# new tank



## fishy-mush (Jan 9, 2007)

hello,
I have a 55 gal.saltwater, wich I have had for about 6/7 months, and have a percula clown, two damsels, and a new algae blenny. 
My problem is my tank began to recieve multiple amounts of algae a day, the reason is my parents added uncleaned,dirty rocks in my tank without giving me notice. My tank began to grow algae like crazy, in four days the water went from clean and clear to foggy and dirty. I tried multiple water changes and nothing was working.
I am yet but a teen and so I strictly go by a small budget :wink: .I was not prepaired for this to happen(at least not yet)so I recieved a new small tank bare,(no filter,heater,ect.)in wich I transfered my fish in while I cleaned the tank,no soap, and filled it with water.
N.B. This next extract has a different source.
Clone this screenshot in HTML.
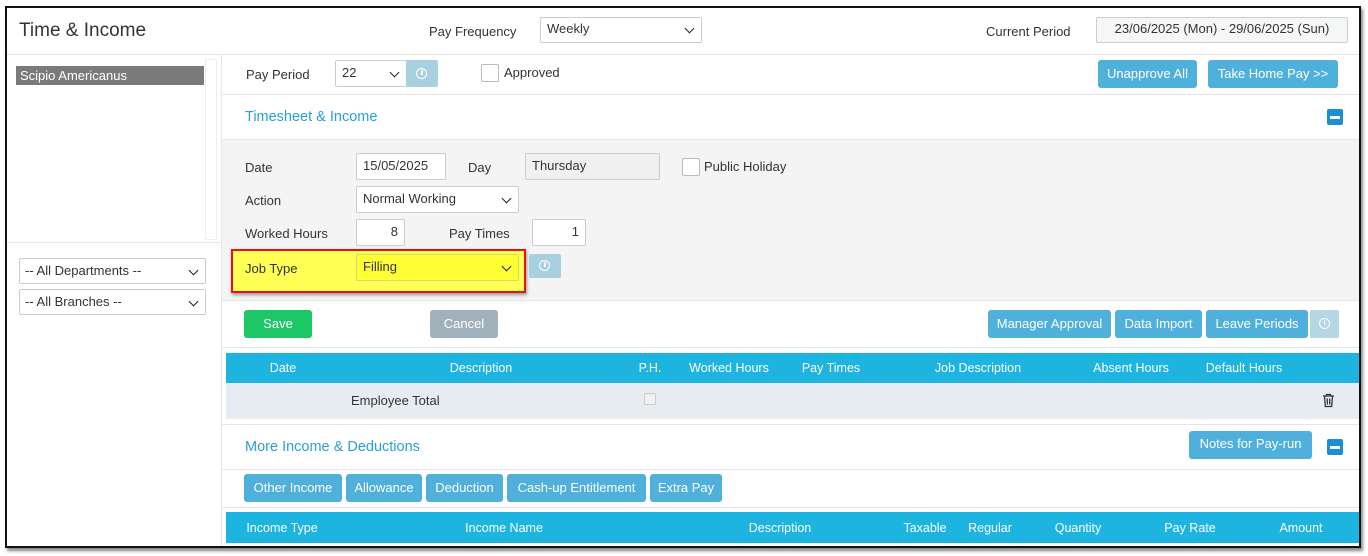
<!DOCTYPE html>
<html><head><meta charset="utf-8"><style>
*{box-sizing:border-box;margin:0;padding:0}
body{width:1368px;height:556px;background:#fff;font-family:"Liberation Sans",sans-serif;font-size:13px;color:#333;position:relative;overflow:hidden}
.a{position:absolute}
.frame{left:5px;top:6px;width:1356px;height:542px;border:2px solid #111;box-shadow:2px 3px 3px #888;overflow:hidden;background:#fff}
.hl{position:absolute;height:1px;background:#e6e6e6}
.t{position:absolute;white-space:nowrap;line-height:16px}
.inp{position:absolute;border:1px solid #ccc;border-radius:2px;background:#fff;padding:0 6px;line-height:24px;white-space:nowrap}
.chev{position:absolute;right:8px;top:8px;width:7px;height:7px;border-right:1.6px solid #222;border-bottom:1.6px solid #222;transform:rotate(45deg)}
.btn{position:absolute;background:#4fb0dc;color:#fff;border-radius:3px;text-align:center;white-space:nowrap;font-size:13px}
.info{position:absolute;background:#a9d0e0;border-radius:2px}
.info:after{content:"";position:absolute;left:50%;top:50%;width:9px;height:9px;margin:-6px 0 0 -6px;border:1.3px solid #fff;border-radius:50%}
.info:before{content:"";position:absolute;left:50%;top:50%;width:1.4px;height:5px;margin:-4px 0 0 -0.7px;background:#fff}
.cb{position:absolute;border:1px solid #bbb;border-radius:2px;background:#fff}
.th{position:absolute;background:#1eb4e0;color:#fff}
.th span{position:absolute;top:50%;transform:translate(-50%,-50%);white-space:nowrap;font-size:12.5px}
.minus{position:absolute;width:16px;height:16px;background:#1a8fd6;border-radius:2px}
.minus:after{content:"";position:absolute;left:3px;top:7px;width:10px;height:2.5px;background:#fff}
.blue{color:#2a9fd6;font-size:14.5px}
</style></head><body>
<div class="a frame">
<div style="position:absolute;left:-7px;top:-8px;width:1368px;height:556px">
<div class="t" style="left:19px;top:21px;font-size:19px;line-height:20px;color:#333">Time &amp; Income</div>
<div class="t" style="left:429px;top:24px">Pay Frequency</div>
<div class="inp" style="left:540px;top:17px;width:162px;height:26px;line-height:22px">Weekly<div class="chev" style="top:7px"></div></div>
<div class="t" style="left:986px;top:24px">Current Period</div>
<div class="inp" style="left:1096px;top:17px;width:252px;height:26px;line-height:22px;background:#f5f6f7;text-align:center">23/06/2025 (Mon) - 29/06/2025 (Sun)</div>
<div class="hl" style="left:0;top:54px;width:1368px"></div>

<div class="a" style="left:221px;top:54px;width:1px;height:500px;background:#e6e6e6"></div>
<div class="a" style="left:16px;top:66px;width:188px;height:19px;background:#7a7a7a;color:#fff;padding-left:4px;line-height:19px">Scipio Americanus</div>
<div class="a" style="left:205px;top:59px;width:12px;height:181px;border:1px solid #eee"></div>
<div class="hl" style="left:0;top:242px;width:221px"></div>
<div class="inp" style="left:19px;top:258px;width:187px;height:26px;line-height:24px;padding-left:5px">-- All Departments --<div class="chev"></div></div>
<div class="inp" style="left:19px;top:289px;width:187px;height:26px;line-height:24px;padding-left:5px">-- All Branches --<div class="chev"></div></div>

<div class="t" style="left:246px;top:67px">Pay Period</div>
<div class="inp" style="left:335px;top:60px;width:72px;height:27px;line-height:24px">22<div class="chev"></div></div>
<div class="info" style="left:406px;top:60px;width:32px;height:27px"></div>
<div class="cb" style="left:481px;top:64px;width:18px;height:18px"></div>
<div class="t" style="left:504px;top:65px">Approved</div>
<div class="btn" style="left:1098px;top:60px;width:99px;height:28px;line-height:28px">Unapprove All</div>
<div class="btn" style="left:1208px;top:60px;width:130px;height:28px;line-height:28px">Take Home Pay &gt;&gt;</div>
<div class="hl" style="left:222px;top:94px;width:1146px"></div>
<div class="t blue" style="left:245px;top:109px">Timesheet &amp; Income</div>
<div class="minus" style="left:1327px;top:109px"></div>
<div class="hl" style="left:222px;top:139px;width:1146px"></div>

<div class="a" style="left:222px;top:140px;width:1146px;height:160px;background:#f4f4f4"></div>
<div class="t" style="left:245px;top:160px">Date</div>
<div class="inp" style="left:356px;top:153px;width:90px;height:27px">15/05/2025</div>
<div class="t" style="left:468px;top:160px">Day</div>
<div class="inp" style="left:525px;top:153px;width:135px;height:27px;background:#f0f0f0">Thursday</div>
<div class="cb" style="left:682px;top:158px;width:18px;height:18px"></div>
<div class="t" style="left:704px;top:159px">Public Holiday</div>
<div class="t" style="left:245px;top:193px">Action</div>
<div class="inp" style="left:356px;top:186px;width:163px;height:27px">Normal Working<div class="chev"></div></div>
<div class="t" style="left:245px;top:226px">Worked Hours</div>
<div class="inp" style="left:356px;top:219px;width:49px;height:27px;text-align:right">8</div>
<div class="t" style="left:449px;top:226px">Pay Times</div>
<div class="inp" style="left:532px;top:219px;width:54px;height:27px;text-align:right">1</div>
<div class="a" style="left:231px;top:249px;width:295px;height:44px;border:2px solid #e8101a;background:#ffff55;box-shadow:1px 2px 3px #999"></div>
<div class="t" style="left:245px;top:261px">Job Type</div>
<div class="inp" style="left:356px;top:254px;width:163px;height:27px;background:#ffff33;border-color:#d8d870">Filling<div class="chev"></div></div>
<div class="info" style="left:529px;top:254px;width:32px;height:24px"></div>
<div class="hl" style="left:222px;top:300px;width:1146px"></div>

<div class="btn" style="left:244px;top:310px;width:68px;height:28px;line-height:28px;background:#1ec765">Save</div>
<div class="btn" style="left:430px;top:310px;width:68px;height:28px;line-height:28px;background:#a1b1bc">Cancel</div>
<div class="btn" style="left:988px;top:310px;width:123px;height:28px;line-height:28px">Manager Approval</div>
<div class="btn" style="left:1115px;top:310px;width:87px;height:28px;line-height:28px">Data Import</div>
<div class="btn" style="left:1206px;top:310px;width:102px;height:28px;line-height:28px">Leave Periods</div>
<div class="info" style="left:1310px;top:310px;width:29px;height:28px;background:#b5d6e4"></div>
<div class="hl" style="left:222px;top:347px;width:1146px"></div>

<div class="th" style="left:226px;top:353px;width:1142px;height:30px">
<span style="left:57px">Date</span><span style="left:255px">Description</span><span style="left:424px">P.H.</span><span style="left:503px">Worked Hours</span><span style="left:605px">Pay Times</span><span style="left:752px">Job Description</span><span style="left:905px">Absent Hours</span><span style="left:1018px">Default Hours</span>
</div>
<div class="a" style="left:226px;top:383px;width:1142px;height:36px;background:#e6ecef"></div>
<div class="t" style="left:351px;top:393px">Employee Total</div>
<div class="cb" style="left:644px;top:393px;width:12px;height:12px;border-color:#ccc;background:#f0f0f0"></div>
<svg class="a" style="left:1322px;top:393px" width="13" height="15" viewBox="0 0 13 15"><path d="M1 3h11M4.5 3V1.5h4V3M2.5 3l.8 10.5h6.4L10.5 3M5.3 5.5v6M7.7 5.5v6" stroke="#333" stroke-width="1.3" fill="none"/></svg>
<div class="hl" style="left:222px;top:424px;width:1146px"></div>
<div class="t blue" style="left:245px;top:439px">More Income &amp; Deductions</div>
<div class="btn" style="left:1189px;top:431px;width:123px;height:28px;line-height:26px">Notes for Pay-run</div>
<div class="minus" style="left:1327px;top:439px"></div>
<div class="hl" style="left:222px;top:469px;width:1146px"></div>
<div class="btn" style="left:244px;top:474px;width:98px;height:28px;line-height:28px">Other Income</div>
<div class="btn" style="left:346px;top:474px;width:76px;height:28px;line-height:28px">Allowance</div>
<div class="btn" style="left:426px;top:474px;width:77px;height:28px;line-height:28px">Deduction</div>
<div class="btn" style="left:507px;top:474px;width:139px;height:28px;line-height:28px">Cash-up Entitlement</div>
<div class="btn" style="left:650px;top:474px;width:72px;height:28px;line-height:28px">Extra Pay</div>
<div class="hl" style="left:222px;top:507px;width:1146px"></div>
<div class="th" style="left:226px;top:512px;width:1142px;height:31px">
<span style="left:56px">Income Type</span><span style="left:278px">Income Name</span><span style="left:554px">Description</span><span style="left:699px">Taxable</span><span style="left:764px">Regular</span><span style="left:852px">Quantity</span><span style="left:964px">Pay Rate</span><span style="left:1075px">Amount</span>
</div>
</div>
</div>
</body></html>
I ask: how do I go by with a the two tanks. My main 55 gal. tank has fine fiji substrate and has the filter for its cycling process. The 10. gal. has gravel(new,cleaned) and my fish with power head,p.skimmer, and heater but no filter. I have heard from many that if you have a filter(by this i mean bio-filter) that has been in a sort of mature tank and still have live rock that remains unharmed you are able to quickly introduce your fish back into the main tank. Is this true? If not could you give me advice on what to do.


----------



## caferacermike (Oct 3, 2006)

As you mentioned try keeping a little bit of home in the new tank.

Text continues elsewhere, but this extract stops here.